Alberdi, já no início de seu livro, condena o Direito Romano como culpado pelo que denomina de “direito da guerra”. Para Alberdi não existe “direito de guerra”, mas apenas “crime de guerra”, pois toda guerra autoriza homicídios, saques, incêndios, devastações no maior grau possível. Se não ocorressem tais fatos, a guerra não seria guerra. Tudo isto é crime pelas leis de todas as nações civilizadas do mundo. E a guerra legitima tudo isto, transformando tais ações em atos honestos e legais. Por isto, em realidade, a guerra é o direito ao crime, um contra-senso espantoso e sacrílego, um verdadeiro sarcasmo à civilização. Mas isto se explica pela história, pois o direito dos povos, assumido pelo ocidente, é romano, assim como nossa civilização é romana. E o “direito das gentes” romano se confunde com o direito de conquista, resquício do cesarismo. Por isto, as verdadeiras democracias não se enganam, quando manifestam uma aversão instintiva a este cesarismo. É a antipatia da razão contra o uso da força, como princípio da autoridade.

Todo o livro de Alberdi é contra qualquer classe de guerra. Não admite, como Hugo Grócio, a guerra justa. Para Alberdi, o conceito de guerra justa é um contra-senso selvagem. Seria o mesmo que dizer: crime justo, crime santo, crime legal. Não existe guerra justa, porque não existe guerra com juízo. A guerra é a perda temporária do juízo. É a alienação mental, uma espécie de loucura ou monomania. Na guerra os homens nada fazem que não seja loucura, nada que não seja mau, feio, indigno do homem bom. O homem em guerra não merece a estima do homem em paz. Guerra civilizada não passa de um barbarismo equivalente a barbárie civilizada. Por isto, os melhores soldados para qualquer guerra seriam os marginais, os bárbaros, pois é impossível admitir que uma guerra possa ter fins civilizados. Muito lamentável, para Alberdi, é o fato de povos cristãos se envolverem em guerras. Pois, para ele, a guerra é um crime para a moral cristã. O cristão é uma pessoa de paz, ou não é cristão. Pois, desde que Cristo disse: “apresentai a outra face a quem voz bofeteia”, a vitória mudou de natureza. Desde então, a glória não está mais do lado das armas, mas próxima aos mártires. E a paz já não resulta simplesmente dos tratados ou das leis internacionais, mas da disposição pacífica no interior de cada homem.

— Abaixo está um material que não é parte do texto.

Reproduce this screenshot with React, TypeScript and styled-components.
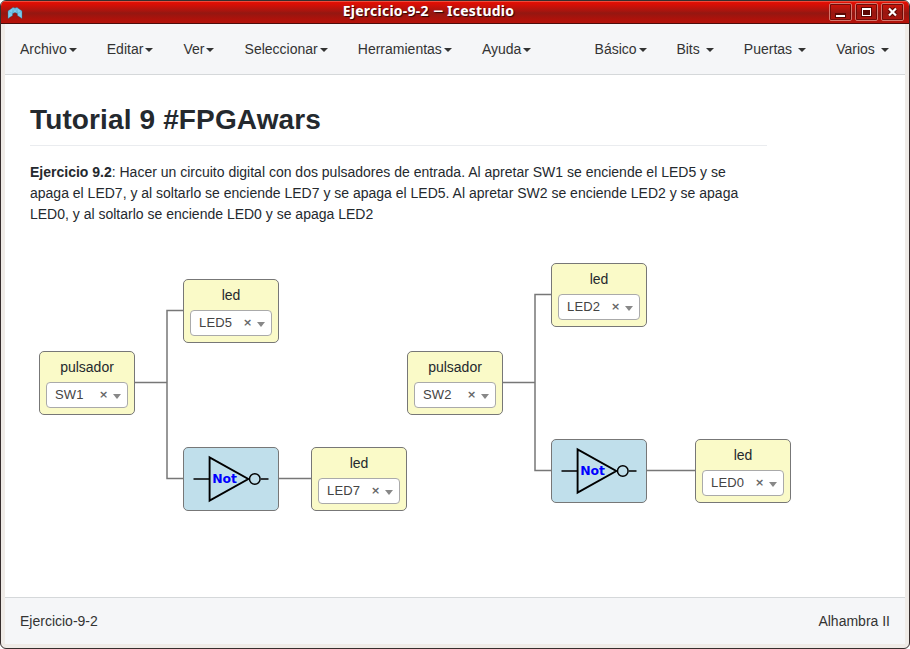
import React from "react";
import styled, { createGlobalStyle } from "styled-components";

const GlobalStyle = createGlobalStyle`
  * { box-sizing: border-box; }
  html, body { margin: 0; padding: 0; overflow: hidden; background: #fff; }
  body { font: 14px/20px "Liberation Sans", Arial, sans-serif; color: #24292e; }
`;

const Window = styled.div`
  width: 910px;
  height: 649px;
  display: flex;
  flex-direction: column;
  overflow: hidden;
  border: 1px solid #362d2d;
  border-radius: 6px;
  background: #efebe7;
`;

const TitleBar = styled.header`
  height: 23px;
  flex: none;
  display: grid;
  grid-template-columns: 32px 1fr 85px;
  align-items: center;
  border-bottom: 1px solid #4b0d0c;
  box-shadow: inset 0 1px 0 #ee4a3a;
  background: linear-gradient(#e51205 0%, #dd0e04 12%, #a6150f 46%, #941711 55%, #ae120b 82%, #b5120a 100%);
`;

const AppIcon = styled.svg`
  width: 16px;
  height: 14px;
  margin: 2px 0 0 6px;
`;

const Title = styled.h1`
  margin: -2px 0 0;
  font: bold 14px/20px "Noto Sans", sans-serif;
  letter-spacing: 0.25px;
  text-align: center;
  white-space: nowrap;
  color: #fff;
  text-shadow: 1px 1px 1px #2b0505;
`;

const Dash = styled.span`
  display: inline-block;
  transform: scaleX(1.25);
  margin: 0 1px;
`;

const WindowButtons = styled.div`
  display: flex;
  justify-content: flex-end;
  gap: 3px;
  padding: 0 5px 0 0;
`;

const WindowButton = styled.button`
  width: 23px;
  height: 18px;
  padding: 0;
  border: 1px solid #d4786f;
  border-radius: 2px;
  outline: 1px solid #6e0d09;
  outline-offset: -2px;
  background: linear-gradient(#d21309, #961711 55%, #ae140d);
  display: grid;
  place-items: center;
`;

const Bar = styled.nav`
  height: 51px;
  flex: none;
  margin: 0 4px;
  padding: 0 15px;
  display: flex;
  align-items: center;
  justify-content: space-between;
  background: #f5f6f8;
  border-bottom: 1px solid #d5d8da;
  color: #333;
`;

const MenuGroup = styled.div<{ $end?: boolean }>`
  display: flex;
  gap: ${(p) => (p.$end ? 29.8 : 30.1)}px;
  padding-right: ${(p) => (p.$end ? 0.9 : 0)}px;
`;

const MenuItem = styled.a<{ $spaced?: boolean }>`
  display: flex;
  align-items: center;
  gap: ${(p) => (p.$spaced ? 6.3 : 2)}px;
  line-height: 20px;
  &::after {
    content: "";
    border: 4px solid transparent;
    border-top-color: #333;
    border-bottom: 0;
    margin-top: 2px;
  }
`;

const Workspace = styled.main`
  flex: 1;
  min-height: 0;
  margin: 0 4px;
  padding: 26px 25px 0;
  position: relative;
  background: #fff;
`;

const Note = styled.section`
  width: 737px;
`;

const Heading = styled.h2`
  margin: 0 0 16px;
  height: 45px;
  font-size: 28px;
  letter-spacing: 0.13px;
  line-height: 37px;
  border-bottom: 1px solid #eaecef;
`;

const Paragraph = styled.p`
  margin: 0;
  line-height: 21px;
`;

const Wires = styled.svg`
  position: absolute;
  inset: 0;
  width: 900px;
  height: 522px;
`;

const Node = styled.div<{ $x: number; $y: number; $gate?: boolean }>`
  position: absolute;
  left: ${(p) => p.$x}px;
  top: ${(p) => p.$y}px;
  width: 96px;
  height: 64px;
  padding: 5px 6px;
  border: 1px solid #777;
  border-radius: 5px;
  background: ${(p) => (p.$gate ? "#c0dfeb" : "#fafac8")};
  text-align: center;
`;

const NodeLabel = styled.div`
  height: 25px;
  line-height: 21px;
`;

const Select = styled.div`
  height: 26px;
  display: flex;
  align-items: center;
  border: 1px solid #aaa;
  border-radius: 4px;
  background: #fff;
  padding: 0 6px 0 8px;
  font-size: 13px;
  color: #444;
`;

const Value = styled.span`
  flex: 1;
  text-align: left;
  letter-spacing: 0.15px;
`;

const Clear = styled.span`
  width: 9px;
  margin-right: 5px;
  font: bold 11px/20px "DejaVu Sans", sans-serif;
  color: #666;
`;

const Arrow = styled.i`
  border: 4px solid transparent;
  border-top: 5px solid #888;
  border-bottom: 0;
  margin-top: 2px;
`;

const GateDrawing = styled.svg`
  display: block;
  width: 94px;
  height: 62px;
  margin: -5px -6px;
`;

const Footer = styled.footer`
  height: 47px;
  flex: none;
  margin: 0 4px 4px;
  padding: 0 15px;
  display: flex;
  align-items: center;
  justify-content: space-between;
  border-top: 1px solid #d5d8da;
  background: #f5f6f8;
  color: #333;
`;

const leftMenus = ["Archivo", "Editar", "Ver", "Seleccionar", "Herramientas", "Ayuda"];
const rightMenus = [
  { label: "Básico", spaced: false },
  { label: "Bits", spaced: true },
  { label: "Puertas", spaced: true },
  { label: "Varios", spaced: true },
];

const ports = [
  { label: "pulsador", pin: "SW1", x: 34, y: 276 },
  { label: "led", pin: "LED5", x: 178, y: 204 },
  { label: "led", pin: "LED7", x: 306, y: 372 },
  { label: "pulsador", pin: "SW2", x: 402, y: 276 },
  { label: "led", pin: "LED2", x: 546, y: 188 },
  { label: "led", pin: "LED0", x: 690, y: 364 },
];

const gates = [
  { x: 178, y: 372 },
  { x: 546, y: 364 },
];

function Port({ label, pin, x, y }: (typeof ports)[number]) {
  return (
    <Node $x={x} $y={y}>
      <NodeLabel>{label}</NodeLabel>
      <Select>
        <Value>{pin}</Value>
        <Clear>×</Clear>
        <Arrow />
      </Select>
    </Node>
  );
}

function NotGate({ x, y }: { x: number; y: number }) {
  return (
    <Node $x={x} $y={y} $gate>
      <GateDrawing viewBox="0 0 94 62" fill="none" stroke="#000">
        <path d="M9.5 31H26M77 31H84.500" strokeWidth="1.300" />
        <path d="M25.600 9.300V52.700L64.300 31Z" strokeWidth="1.900" />
        <circle cx="70.800" cy="31" r="5.300" strokeWidth="1.500" />
        <text x="28.200" y="35" fill="#00f" stroke="none" fontFamily="DejaVu Sans" fontWeight="bold" fontSize="12.400">
          Not
        </text>
      </GateDrawing>
    </Node>
  );
}

export default function App() {
  return (
    <>
      <GlobalStyle />
      <Window>
        <TitleBar>
          <AppIcon viewBox="0 0 16 14">
            <path d="M1 5 6 1.500 8 2 10 1.500 15 5V12.500L10.500 9.500V7.500L8 6.500 5.500 7.500V9.500L1 12.500Z" fill="#7accee" stroke="#2b6e91" strokeWidth=".4" />
            <path d="M1 5 5.500 7.500 6 1.500M5.500 7.500 8 2 10.500 7.500 10 1.500M10.500 7.500 15 5" fill="none" stroke="#4a9cc0" strokeWidth=".4" />
          </AppIcon>
          <Title>Ejercicio-9-2 <Dash>−</Dash> Icestudio</Title>
          <WindowButtons>
            <WindowButton aria-label="Minimizar">
              <svg width="15" height="14"><path d="M2 8h11v5H2z" fill="#5b0804" /><path d="M3 10h9v2H3z" fill="#fff" /></svg>
            </WindowButton>
            <WindowButton aria-label="Maximizar">
              <svg width="15" height="14"><path d="M2 2h11v10H2z" fill="#5b0804" /><path fillRule="evenodd" d="M3 3h9v8H3zM4 5v5h7V5z" fill="#fff" /></svg>
            </WindowButton>
            <WindowButton aria-label="Cerrar">
              <svg width="15" height="14"><path d="m4 3.500 7 7m0-7-7 7" stroke="#5b0804" strokeWidth="4.500" /><path d="m4 3.500 7 7m0-7-7 7" stroke="#fff" strokeWidth="2.200" /></svg>
            </WindowButton>
          </WindowButtons>
        </TitleBar>
        <Bar>
          <MenuGroup>
            {leftMenus.map((label) => <MenuItem key={label}>{label}</MenuItem>)}
          </MenuGroup>
          <MenuGroup $end>
            {rightMenus.map((m) => <MenuItem key={m.label} $spaced={m.spaced}>{m.label}</MenuItem>)}
          </MenuGroup>
        </Bar>
        <Workspace>
          <Note>
            <Heading>Tutorial 9 #FPGAwars</Heading>
            <Paragraph>
              <b>Ejercicio 9.2</b>: Hacer un circuito digital con dos pulsadores de entrada. Al apretar SW1 se enciende el LED5 y se apaga el LED7, y al soltarlo se enciende LED7 y se apaga el LED5. Al apretar SW2 se enciende LED2 y se apaga LED0, y al soltarlo se enciende LED0 y se apaga LED2
            </Paragraph>
          </Note>
          <Wires fill="none" stroke="#777" strokeWidth="1.500">
            <path d="M130 307.500H162M178 235.500H162V403.500H178M274 403.500H306" />
            <path d="M498 307.500H530M546 219.500H530V395.500H546M642 395.500H690" />
          </Wires>
          {ports.map((p) => <Port key={p.pin} {...p} />)}
          {gates.map((g) => <NotGate key={g.x} {...g} />)}
        </Workspace>
        <Footer>
          <span>Ejercicio-9-2</span>
          <span>Alhambra II</span>
        </Footer>
      </Window>
    </>
  );
}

Alberdi está consciente de que não é simples abolir as guerras, por isto indica caminhos para reduzi-las. E um destes caminhos é retirar o poder de violência das mãos dos beligerantes, e entregá-lo à humanidade. É interessante este profetismo de Alberdi em 1870, pois ele propõe o que hoje se espera de qualquer declaração de guerra: que apenas possa ser autorizada pela ONU. O que justamente não aconteceu nesta guerra Estados Unidos/Inglaterra – Iraque, nem nas guerras de Israel contra o Hisbollah, contra o Hamas, e vice-versa. Se isto fosse respeitado, as guerras se purificariam de mil práticas, pois ninguém se aventuraria a voluntariosamente declarar guerra, pois seria considerado criminoso e responsável por qualquer injustiça que acontecesse durante o conflito. Para Alberdi, a única forma de diminuir as guerras é levar os “criminosos de guerra” aos tribunais internacionais. Pois, enquanto os principais atores dos crimes de guerra gozarem de impunidade, as guerras se repetirão. Concordando com Alberdi, esperamos que, depois das atuais guerras, os tribunais internacionais tenham coragem de julgar os responsáveis pelos crimes que se estão cometendo.

Inácio Strieder é professor de Filosofia na UFPE.